SET TASK:
Search the data for the word "this" and copy every line that contains it.

□ □ □ □ □

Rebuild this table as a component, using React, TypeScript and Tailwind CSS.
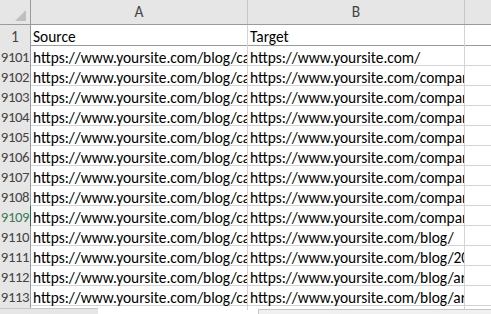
const rows: [string, string, string][] = [
  ['9101', 'https://www.yoursite.com/blog/category/news/', 'https://www.yoursite.com/'],
  ['9102', 'https://www.yoursite.com/blog/category/news/', 'https://www.yoursite.com/company/'],
  ['9103', 'https://www.yoursite.com/blog/category/news/', 'https://www.yoursite.com/company/'],
  ['9104', 'https://www.yoursite.com/blog/category/news/', 'https://www.yoursite.com/company/'],
  ['9105', 'https://www.yoursite.com/blog/category/news/', 'https://www.yoursite.com/company/'],
  ['9106', 'https://www.yoursite.com/blog/category/news/', 'https://www.yoursite.com/company/'],
  ['9107', 'https://www.yoursite.com/blog/category/news/', 'https://www.yoursite.com/company/'],
  ['9108', 'https://www.yoursite.com/blog/category/news/', 'https://www.yoursite.com/company/'],
  ['9109', 'https://www.yoursite.com/blog/category/news/', 'https://www.yoursite.com/company/'],
  ['9110', 'https://www.yoursite.com/blog/category/news/', 'https://www.yoursite.com/blog/'],
  ['9111', 'https://www.yoursite.com/blog/category/news/', 'https://www.yoursite.com/blog/2019/'],
  ['9112', 'https://www.yoursite.com/blog/category/news/', 'https://www.yoursite.com/blog/archive/'],
  ['9113', 'https://www.yoursite.com/blog/category/news/', 'https://www.yoursite.com/blog/archive/'],
  ['9114', 'https://www.yoursite.com/blog/category/news/', 'https://www.yoursite.com/blog/archive/'],
];

const font = { fontFamily: 'Carlito, Lato, "Liberation Sans", sans-serif' };

export default function App() {
  return (
    <div className="relative w-[491px] h-[314px] overflow-hidden bg-white text-[15.4px] text-black" style={font}>
      {/* column headers */}
      <div className="grid grid-cols-[31px_217px_217px_1fr] h-[25px] bg-[#e6e6e6] border-b border-[#9b9b9b]">
        <div className="relative border-r border-[#9b9b9b]">
          <div className="absolute right-[4px] bottom-[3px] w-0 h-0 border-l-[11px] border-l-transparent border-b-[11px] border-b-[#bfbfbf]" />
        </div>
        <div className="flex items-center justify-center border-r border-[#c6c6c6] text-[#444]">A</div>
        <div className="flex items-center justify-center border-r border-[#c6c6c6] text-[#444]">B</div>
        <div />
      </div>

      {/* row 1 */}
      <div className="grid grid-cols-[31px_217px_217px_1fr] h-[21px] border-b border-[#9b9b9b]">
        <div className="flex items-center justify-center bg-[#e6e6e6] border-r border-[#9b9b9b] text-[#444]">1</div>
        <div className="flex items-center px-[2px] border-r border-[#d4d4d4]">Source</div>
        <div className="flex items-center px-[2px] border-r border-[#d4d4d4]">Target</div>
        <div />
      </div>

      {rows.map(([n, a, b]) => (
        <div key={n} className="grid grid-cols-[31px_217px_217px_1fr] h-[20px] border-b border-[#d4d4d4]">
          <div
            className={`flex items-center justify-center bg-[#e6e6e6] border-r text-[14.8px] tracking-[-0.4px] ${
              n === '9109' ? 'border-[#217346] text-[#3f7a5a]' : 'border-[#9b9b9b] text-[#444]'
            }`}
          >
            {n}
          </div>
          <div className="flex items-center px-[2px] border-r border-[#d4d4d4] overflow-hidden whitespace-nowrap">{a}</div>
          <div className="flex items-center px-[2px] border-r border-[#d4d4d4] overflow-hidden whitespace-nowrap">{b}</div>
          <div />
        </div>
      ))}

      {/* bottom tab / scroll bar strip */}
      <div className="absolute left-0 right-0 top-[308px] bottom-0 flex">
        <div className="w-[98px] bg-[#e6e6e6] border-t border-[#c6c6c6]" />
        <div className="w-[160px] mt-[2px] bg-white" />
        <div className="flex-1 mt-[1px] bg-[#f0f0f0] border-t border-l border-[#c6c6c6]" />
      </div>
    </div>
  );
}
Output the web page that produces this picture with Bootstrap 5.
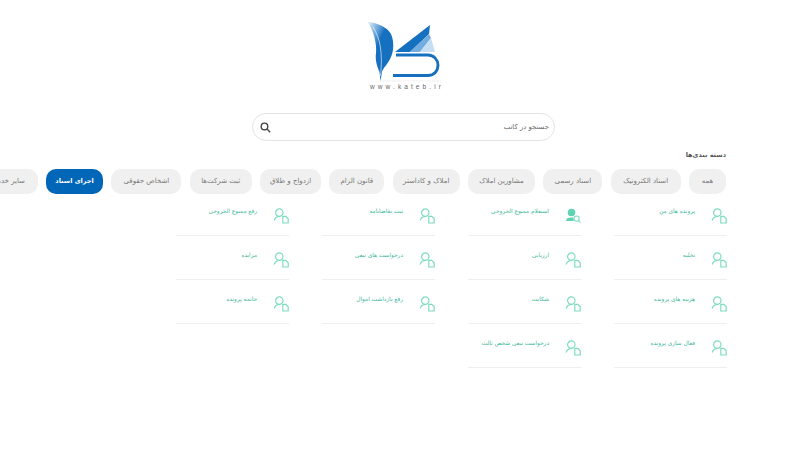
<!DOCTYPE html>
<html lang="fa" dir="rtl">
<head>
    <meta charset="UTF-8">
    <meta name="viewport" content="width=device-width, initial-scale=1.0">
    <title>کاتب</title>
    <link href="https://cdn.jsdelivr.net/npm/bootstrap@5.3.0/dist/css/bootstrap.min.css" rel="stylesheet">
    <style>
        body {
            font-family: "DejaVu Sans", sans-serif;
            background-color: #ffffff;
            overflow: hidden;
        }
        .logo-box {
            height: 109px;
            padding-top: 10px;
        }
        .search-wrap {
            padding-left: 7px;
        }
        .search-box {
            width: 303px;
            height: 28px;
            margin-top: 4px;
            padding: 0 3px 0 7px;
            border: 1px solid #e4e4e4;
            border-radius: 14px;
        }
        .search-box input {
            border: 0;
            outline: 0;
            font-size: 6.9px;
            background: transparent;
        }
        .search-box input::placeholder {
            color: #666666;
        }
        .section-title {
            margin: 10px 74px 0 0;
            font-size: 6.5px;
            font-weight: 700;
            color: #555555;
            height: 18px;
            line-height: 8px;
        }
        .chip-row {
            margin-right: 74px;
            gap: 8.33px;
        }
        .chip {
            height: 25px;
            flex: none;
            padding: 0;
            border: 0;
            border-radius: 10px;
            font-size: 7px;
            background-color: #f0f0f0;
            color: #777777;
        }
        .chip.chip-on {
            background-color: #0067b8;
            color: #ffffff;
            font-weight: 700;
            font-size: 6.5px;
        }
        .chip-w1 { width: 37px; }
        .chip-w2 { width: 70px; }
        .chip-w3 { width: 59px; }
        .chip-w4 { width: 67px; }
        .chip-w5 { width: 67px; }
        .chip-w6 { width: 55px; }
        .chip-w7 { width: 61px; }
        .chip-w8 { width: 62px; }
        .chip-w9 { width: 70px; }
        .chip-w10 { width: 57px; }
        .chip-w11 { width: 62px; }
        .item-grid {
            display: grid;
            grid-template-columns: repeat(4, 113px);
            column-gap: 33px;
            row-gap: 2px;
            margin-right: 73px;
        }
        .item-link {
            height: 42px;
            padding-top: 13.5px;
            border-bottom: 1px solid #eeeeee;
            font-size: 5.8px;
            color: #41b89a;
            text-decoration: none;
        }
        .item-link svg {
            flex: none;
            margin-left: 16px;
        }
        .item-link span {
            padding-top: .5px;
            line-height: 7px;
            white-space: nowrap;
        }
    </style>
</head>
<body>
    <svg width="0" height="0" class="d-block">
        <symbol id="userDoc" viewBox="0 0 16 16">
            <g fill="none" stroke="#7fdcc0" stroke-width="1.2">
                <circle cx="6.3" cy="4.6" r="3.7"/>
                <path d="M1.2 12.5C1.8 9.8 3.6 8.6 6.8 8.4"/>
                <path d="M9.8 8.3h3l2.4 2.5v4.2H9.8z"/>
            </g>
        </symbol>
        <symbol id="userSearch" viewBox="0 0 16 16">
            <circle cx="6.5" cy="4.5" r="3.8" fill="#5fd4b4"/>
            <path d="M1 13c0-2.4 2-3.4 5-3.4 1 0 2 .1 2.6.4v3z" fill="#5fd4b4"/>
            <g fill="none" stroke="#7fdcc0" stroke-width="1.1">
                <circle cx="11.6" cy="10.6" r="2.6"/>
                <path d="M13.5 12.6l2 2"/>
            </g>
        </symbol>
        <linearGradient id="quill" x1="0.1" y1="0" x2="0.5" y2="0.45">
            <stop offset="0" stop-color="#cfe3f4"/>
            <stop offset="0.5" stop-color="#5d9fd8"/>
            <stop offset="0.8" stop-color="#1570c0"/>
        </linearGradient>
    </svg>

    <div class="logo-box d-flex justify-content-center">
        <svg width="120" height="90" viewBox="0 0 120 90" dir="ltr">
            <path d="M28 12C38 13 47 17 51 24 54 31 54 40 51 47 48 54 43 58 42 62L40.5 71 39.5 62C37 56 35 50 36 43 37 35 34 22 28 12Z" fill="url(#quill)"/>
            <path d="M33 17C40 28 43 42 40.5 66" fill="none" stroke="#ffffff" stroke-width=".6"/>
            <path d="M55 42L90 15 89 24 70 42z" fill="#1570c0"/>
            <path d="M70 42L89 24 91 28 80 42z" fill="#72ace0"/>
            <path d="M80 42L91 28 95 42z" fill="#c6def2"/>
            <path d="M56 45H88C94 45 98 50 98 55 98 61 94 65.500 88 65.500H53" fill="none" stroke="#1570c0" stroke-width="2.8"/>
            <path d="M40 71H101" stroke="#e6e6e6" stroke-width=".6"/>
            <text x="67" y="79" text-anchor="middle" font-family="Liberation Sans, sans-serif" font-size="6.500" letter-spacing="3.100" fill="#666666">www.kateb.ir</text>
        </svg>
    </div>

    <div class="search-wrap d-flex justify-content-center">
        <div class="search-box d-flex align-items-center">
            <input class="flex-grow-1" type="text" placeholder="جستجو در کاتب">
            <svg width="11" height="11" viewBox="0 0 16 16" fill="none" stroke="#444444" stroke-width="2">
                <circle cx="6.5" cy="6.5" r="4.8"/>
                <path d="M10.2 10.2l4.6 4.6"/>
            </svg>
        </div>
    </div>

    <div class="section-title">دسته بندی‌ها</div>

    <div class="chip-row d-flex">
        <button class="btn chip chip-w1" type="button">همه</button>
        <button class="btn chip chip-w2" type="button">اسناد الکترونیک</button>
        <button class="btn chip chip-w3" type="button">اسناد رسمی</button>
        <button class="btn chip chip-w4" type="button">مشاورین املاک</button>
        <button class="btn chip chip-w5" type="button">املاک و کاداستر</button>
        <button class="btn chip chip-w6" type="button">قانون الزام</button>
        <button class="btn chip chip-w7" type="button">ازدواج و طلاق</button>
        <button class="btn chip chip-w8" type="button">ثبت شرکت‌ها</button>
        <button class="btn chip chip-w9" type="button">اشخاص حقوقی</button>
        <button class="btn chip chip-on chip-w10" type="button">اجرای اسناد</button>
        <button class="btn chip chip-w11" type="button">سایر خدمات</button>
    </div>

    <div class="item-grid" id="items"></div>

    <script src="https://cdn.jsdelivr.net/npm/bootstrap@5.3.0/dist/js/bootstrap.bundle.min.js"></script>
    <script>
        const items = [
            'پرونده های من', 'استعلام ممنوع الخروجی', 'ثبت تقاضانامه', 'رفع ممنوع الخروجی',
            'تخلیه', 'ارزیابی', 'درخواست های تبعی', 'مزایده',
            'هزینه های پرونده', 'شکایت', 'رفع بازداشت اموال', 'خاتمه پرونده',
            'فعال سازی پرونده', 'درخواست تبعی شخص ثالث'
        ];
        document.getElementById('items').innerHTML = items.map((name, i) => `
            <a href="#" class="item-link d-flex align-items-start">
                <svg width="16" height="16"><use href="#${i === 1 ? 'userSearch' : 'userDoc'}"/></svg>
                <span>${name}</span>
            </a>`).join('');
    </script>
</body>
</html>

□ □ □ □ □

TASK SOLUTION:
Rebuild this table as a component, using React, TypeScript and Tailwind CSS.
Output the web page that produces this picture with Bootstrap 5.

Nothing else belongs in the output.